Syllabus: GS.2: Social Justice: Pension Regulatory Bodies

Why it’s in the News: Pension concerns persist as EPFO recommends a 0.1% increase in PF deposits for 2023-24. Despite the record transfer of ₹1, 07,000 crore to EPF members, demands for a minimum pension hike to ₹3,000 remain unmet. Finance Ministry cites budgetary strain, but EPFO’s annual report challenges this, suggesting a doubling of minimum pension poses no significant burden.

About the Employees’ Provident Fund Organisation (EPFO)

  • The Employees’ Provident Fund Organisation (EPFO) stands as a significant statutory body in India’s organized sector, providing essential financial security measures for employees.

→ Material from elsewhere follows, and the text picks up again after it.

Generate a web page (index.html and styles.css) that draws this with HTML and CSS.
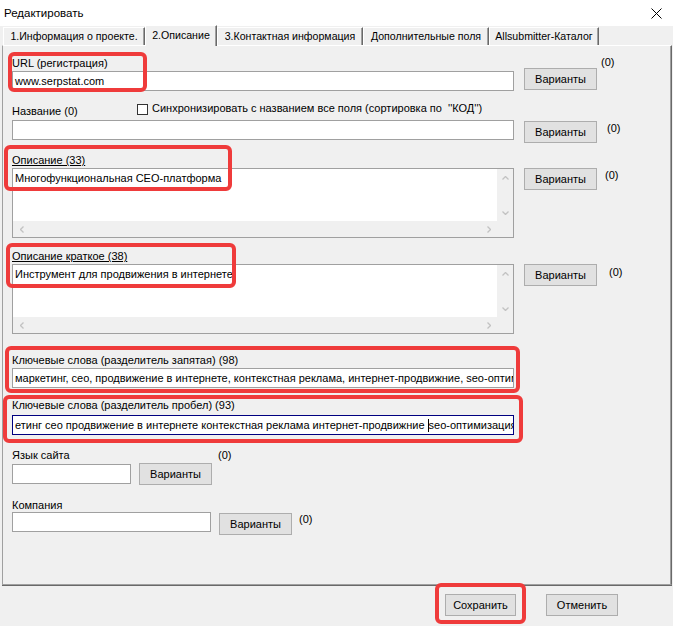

  • Establishment and Statutory Framework:
    • Origins: Established under the Employees’ Provident Fund and Miscellaneous Provisions Act of 1952.
    • Tri-partite Board: Administration is overseen by the Central Board of Trustees, Employees’ Provident Fund, comprising representatives from the Government (both Central and State), Employers, and Employees.

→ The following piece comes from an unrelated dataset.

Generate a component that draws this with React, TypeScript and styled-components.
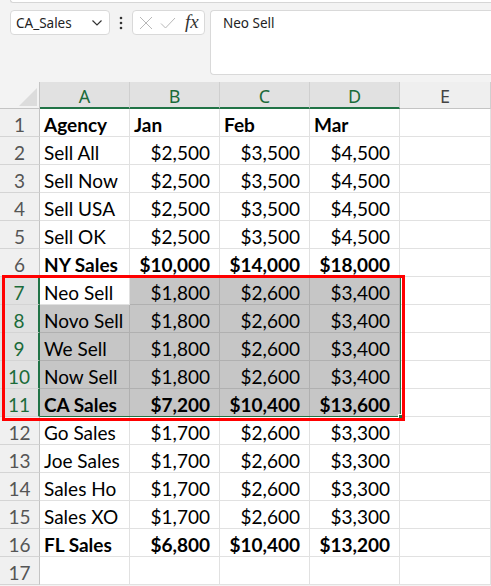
import { createGlobalStyle, styled } from "styled-components";

const GlobalStyle = createGlobalStyle`
  html, body {
    margin: 0;
    padding: 0;
    background: #f3f3f3;
    overflow: hidden;
  }
  * {
    box-sizing: border-box;
  }
`;

type Row = {
  label: string;
  values: string[];
  bold?: boolean;
  header?: boolean;
};

const rows: Row[] = [
  { label: "Agency", values: ["Jan", "Feb", "Mar"], bold: true, header: true },
  { label: "Sell All", values: ["$2,500", "$3,500", "$4,500"] },
  { label: "Sell Now", values: ["$2,500", "$3,500", "$4,500"] },
  { label: "Sell USA", values: ["$2,500", "$3,500", "$4,500"] },
  { label: "Sell OK", values: ["$2,500", "$3,500", "$4,500"] },
  { label: "NY Sales", values: ["$10,000", "$14,000", "$18,000"], bold: true },
  { label: "Neo Sell", values: ["$1,800", "$2,600", "$3,400"] },
  { label: "Novo Sell", values: ["$1,800", "$2,600", "$3,400"] },
  { label: "We Sell", values: ["$1,800", "$2,600", "$3,400"] },
  { label: "Now Sell", values: ["$1,800", "$2,600", "$3,400"] },
  { label: "CA Sales", values: ["$7,200", "$10,400", "$13,600"], bold: true },
  { label: "Go Sales", values: ["$1,700", "$2,600", "$3,300"] },
  { label: "Joe Sales", values: ["$1,700", "$2,600", "$3,300"] },
  { label: "Sales Ho", values: ["$1,700", "$2,600", "$3,300"] },
  { label: "Sales XO", values: ["$1,700", "$2,600", "$3,300"] },
  { label: "FL Sales", values: ["$6,800", "$10,400", "$13,200"], bold: true },
  { label: "", values: ["", "", ""] },
];

const SEL_START = 7;
const SEL_END = 11;
const columns = ["A", "B", "C", "D", "E"];

function App() {
  return (
    <>
      <GlobalStyle />
      <Page>
        <TopStrip />
        <FormulaBar>
          <NameBox>
            <span>CA_Sales</span>
            <svg width="12" height="8" viewBox="0 0 12 8">
              <path d="M1.5 1.5 L6 6 L10.5 1.5" fill="none" stroke="#333" strokeWidth="1.2" />
            </svg>
          </NameBox>
          <Dots>
            <svg width="4" height="14" viewBox="0 0 4 14">
              <circle cx="2" cy="2" r="1.3" fill="#333" />
              <circle cx="2" cy="7" r="1.3" fill="#333" />
              <circle cx="2" cy="12" r="1.3" fill="#333" />
            </svg>
          </Dots>
          <FxBox>
            <svg width="14" height="14" viewBox="0 0 14 14">
              <path d="M1 1 L13 13 M13 1 L1 13" fill="none" stroke="#b8b8b8" strokeWidth="1" />
            </svg>
            <svg width="16" height="14" viewBox="0 0 16 14">
              <path d="M1 7.5 L5.5 12 L15 2" fill="none" stroke="#b8b8b8" strokeWidth="1" />
            </svg>
            <Fx>fx</Fx>
          </FxBox>
          <FormulaInput>Neo Sell</FormulaInput>
        </FormulaBar>
        <Sheet>
          <Corner>
            <svg width="20" height="20" viewBox="0 0 20 20">
              <path d="M20 2 L20 20 L2 20 Z" fill="#dcdcdc" />
            </svg>
          </Corner>
          {columns.map((c, i) => (
            <ColHeader key={c} $selected={i < 4}>
              {c}
            </ColHeader>
          ))}
          {rows.map((row, r) => {
            const n = r + 1;
            const inSel = n >= SEL_START && n <= SEL_END;
            return (
              <RowGroup key={n}>
                <RowHeader $selected={inSel}>{n}</RowHeader>
                <Cell $bold={row.bold} $selected={inSel && n !== SEL_START}>
                  {row.label}
                </Cell>
                {row.values.map((v, i) => (
                  <Cell key={i} $bold={row.bold} $selected={inSel} $right={!row.header}>
                    {v}
                  </Cell>
                ))}
                <Cell />
              </RowGroup>
            );
          })}
          <SelectionBorder />
          <FillHandle />
          <Highlight />
        </Sheet>
      </Page>
    </>
  );
}

const Page = styled.div`
  width: 491px;
  height: 586px;
  overflow: hidden;
  background: #f3f3f3;
  display: flex;
  flex-direction: column;
`;

const TopStrip = styled.div`
  height: 3px;
  margin-left: 10px;
  background: #fff;
  border: 1px solid #d6d6d6;
  border-top: none;
  border-right: none;
  border-radius: 0 0 0 4px;
`;

const FormulaBar = styled.div`
  display: flex;
  align-items: flex-start;
  padding: 7px 0 0 10px;
  height: 79px;
  font-family: "Noto Sans", "Open Sans", sans-serif;
  font-size: 13.5px;
  color: #222;
`;

const NameBox = styled.div`
  width: 100px;
  height: 25px;
  background: #fff;
  border: 1px solid #d9d9d9;
  border-radius: 4px;
  display: flex;
  align-items: center;
  justify-content: space-between;
  padding: 0 6px 0 5px;
`;

const Dots = styled.div`
  width: 22px;
  height: 25px;
  display: flex;
  align-items: center;
  justify-content: center;
`;

const FxBox = styled.div`
  width: 73px;
  height: 25px;
  background: #fff;
  border: 1px solid #d9d9d9;
  border-radius: 4px;
  display: flex;
  align-items: center;
  gap: 7px;
  padding: 0 0 0 6px;
`;

const Fx = styled.span`
  font-family: "Liberation Serif", "DejaVu Serif", serif;
  font-style: italic;
  font-size: 19px;
  line-height: 1;
  color: #333;
  margin-left: 2px;
  margin-top: -2px;
`;

const FormulaInput = styled.div`
  flex: 1;
  height: 65px;
  margin-left: 5px;
  background: #fff;
  border: 1px solid #d9d9d9;
  border-right: none;
  border-radius: 4px 0 0 4px;
  padding: 3px 12px;
`;

const Sheet = styled.div`
  position: relative;
  display: grid;
  grid-template-columns: 40px 90px 90px 90px 90px 1fr;
  grid-auto-rows: 28px;
  grid-template-rows: 27px;
  background: #fff;
  font-family: "Lato", "Liberation Sans", sans-serif;
  font-size: 19px;
  color: #000;
`;

const Corner = styled.div`
  background: #f3f3f3;
  border-bottom: 1px solid #c4c4c4;
  border-right: 1px solid #c4c4c4;
  display: flex;
  align-items: flex-end;
  justify-content: flex-end;
  padding: 0 2px 2px 0;
`;

const ColHeader = styled.div<{ $selected?: boolean }>`
  background: ${(p) => (p.$selected ? "#e1e1e1" : "#efefef")};
  color: ${(p) => (p.$selected ? "#1b6b3a" : "#444")};
  border-right: 1px solid #cfcfcf;
  border-bottom: ${(p) => (p.$selected ? "2px solid #217346" : "1px solid #c4c4c4")};
  font-family: "Noto Sans", "Open Sans", sans-serif;
  font-size: 18px;
  display: flex;
  align-items: center;
  justify-content: center;
  padding-top: 2px;
`;

const RowGroup = styled.div`
  display: contents;
`;

const RowHeader = styled.div<{ $selected?: boolean }>`
  background: ${(p) => (p.$selected ? "#e1e1e1" : "#f0f0f0")};
  color: ${(p) => (p.$selected ? "#1b6b3a" : "#555")};
  border-bottom: 1px solid #d4d4d4;
  border-right: ${(p) => (p.$selected ? "2px solid #217346" : "1px solid #c4c4c4")};
  display: flex;
  align-items: center;
  justify-content: center;
  padding-top: 3px;
`;

const Cell = styled.div<{
  $bold?: boolean;
  $selected?: boolean;
  $right?: boolean;
}>`
  background: ${(p) => (p.$selected ? "#c6c6c6" : "#fff")};
  border-right: 1px solid ${(p) => (p.$selected ? "#b0b0b0" : "#e1e1e1")};
  border-bottom: 1px solid ${(p) => (p.$selected ? "#b0b0b0" : "#e1e1e1")};
  font-weight: ${(p) => (p.$bold ? 700 : 400)};
  display: flex;
  align-items: center;
  justify-content: ${(p) => (p.$right ? "flex-end" : "flex-start")};
  padding: 3px 9px 0 4px;
  white-space: nowrap;
  overflow: hidden;
`;

const SelectionBorder = styled.div`
  position: absolute;
  left: 40px;
  top: 195px;
  width: 361px;
  height: 140px;
  border: 1px solid #217346;
  border-left: none;
  pointer-events: none;
`;

const FillHandle = styled.div`
  position: absolute;
  left: 398px;
  top: 332px;
  width: 6px;
  height: 6px;
  background: #217346;
  border: 1px solid #fff;
`;

const Highlight = styled.div`
  position: absolute;
  left: 2px;
  top: 193px;
  width: 403px;
  height: 146px;
  border: 3px solid #f00;
  pointer-events: none;
`;

export default App;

  • Core Functions and Responsibilities:
    • Provident Fund, Pension, and Insurance Schemes:
      • Administers contributory provident fund, pension scheme, and insurance scheme for the organized sector workforce in India.
      • Offers financial security measures like provident fund accumulation, pension benefits, and insurance coverage.
    • Scale and Reach:
      • EPFO ranks among the largest organizations globally, serving a vast clientele and processing significant financial transactions.

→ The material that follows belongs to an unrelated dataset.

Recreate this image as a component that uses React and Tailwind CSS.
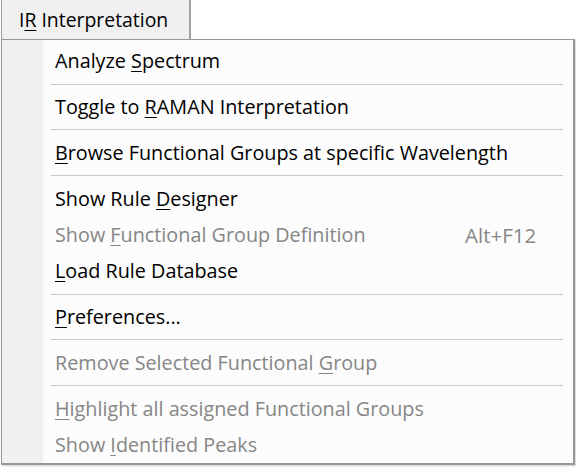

      • Operates through 122 offices spread across the country to ensure widespread coverage and accessibility.
    • Administrative Oversight:
      • Under the administrative control of the Ministry of Labour and Employment, Government of India, ensuring compliance with statutory regulations and policies.
  • Key Schemes and Features:
    • Employees’ Provident Funds Scheme 1952 (EPF):
      • Features accumulation plus interest upon retirement and death.
      • Allows partial withdrawals for specific purposes like education, marriage, illness, and house construction.
      • Promotes housing schemes to fulfill the Prime Minister’s vision of Housing for All by 2022.
    • Employees’ Pension Scheme 1995 (EPS):
      • Provides monthly benefits for superannuation, disability, survivor, widow(er), and children.
      • Ensures a minimum pension for disablement and offers past service benefits to participants of the erstwhile Family Pension Scheme, 1971.
    • Employees’ Deposit Linked Insurance Scheme 1976 (EDLI):
      • Offers benefits in case of an employee’s death who was a member of the scheme at the time of death.
      • The benefit amount is 20 times the wages, with a maximum benefit of 6 Lakh.
  • Conclusion:
    • The Employees’ Provident Fund Organisation (EPFO) plays a pivotal role in safeguarding the financial well-being of employees in India’s organized sector.
    • Through its comprehensive schemes and wide-reaching infrastructure, it ensures that employees have access to essential financial security measures such as provident funds, pensions, and insurance coverage.
  • With its commitment to serving the workforce and promoting social security, EPFO continues to be a cornerstone of India’s labor welfare framework.